One doctrine, the one taught in the churches where I grew up, says that some believers will be taken to a “place of safety” where God keeps them from the tribulation. The other, taught in most Evangelical and some Messianic churches, says that a “rapture” occurs where Christ catches believers up to heaven before the tribulation starts.
Both these ideas acknowledge that Jesus is coming back in the future to set up His kingdom on earth, and there will be great tribulation throughout the earth before that happens. Rapture doctrine (at least, the pre-trib version) teaches that He will come back twice — once to gather up believers pre-tribulation and once again to set up His millennial reign. The Place of Safety doctrine teaches that some, not all, believers will be taken to a physical place of safety on earth to wait-out the tribulation until Christ’s return. Today, I want to re-think the idea that believers are going to get-out of the tribulation, and what that might mean for our faith.
A Day of Darkness
If you believe that those who are faithful to God are taken out of the world before the great tribulation starts, then praying “thy kingdom come” is easy.
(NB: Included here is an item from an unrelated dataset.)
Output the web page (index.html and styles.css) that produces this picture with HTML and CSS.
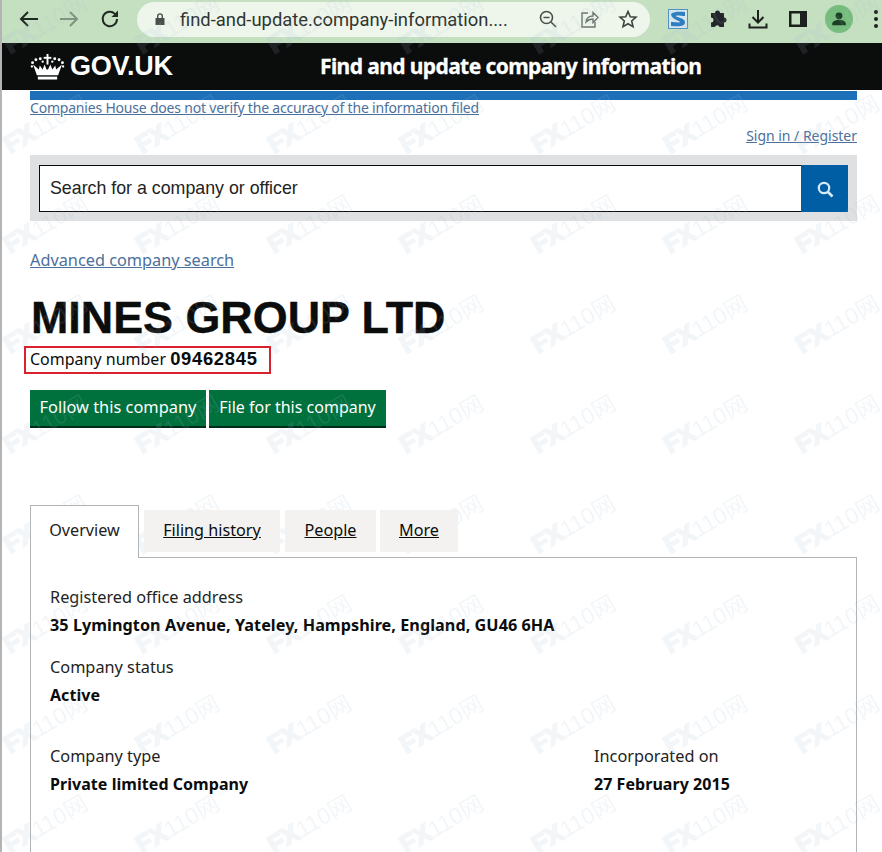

We’ll get out of the worst of it and bypass all this judgement stuff so we can finally get to that reward we’ve been promised. But what if it doesn’t work out that way?
What if Revelation 12:13-17 really does mean the church will be taken to a safe place, but you’re part of the commandment-keeping remnant still in the earth and persecuted by the dragon? What if there is a rapture, but it’s mid- or post-tribulation instead of pre-trib?
Woe to you who desire the day of the Lord! For what good is the day of the Lord to you? It will be darkness, and not light. It will be as though a man fled from a lion, and a bear met him! Or as though he went into the house, leaned his hand on the wall, and a serpent bit him! Is not the day of the Lord darkness, and not light? Is it not very dark, with no brightness in it? (Amos 5:18-20)
There’s a note on this passage in my study Bible that says, “The people were taking for granted that the ‘Day of the Lord’ would be their day of triumph. Amos reminded them, however, that because of their unbelief and wickedness, it would be a day of judgement for them as well as the other nations.”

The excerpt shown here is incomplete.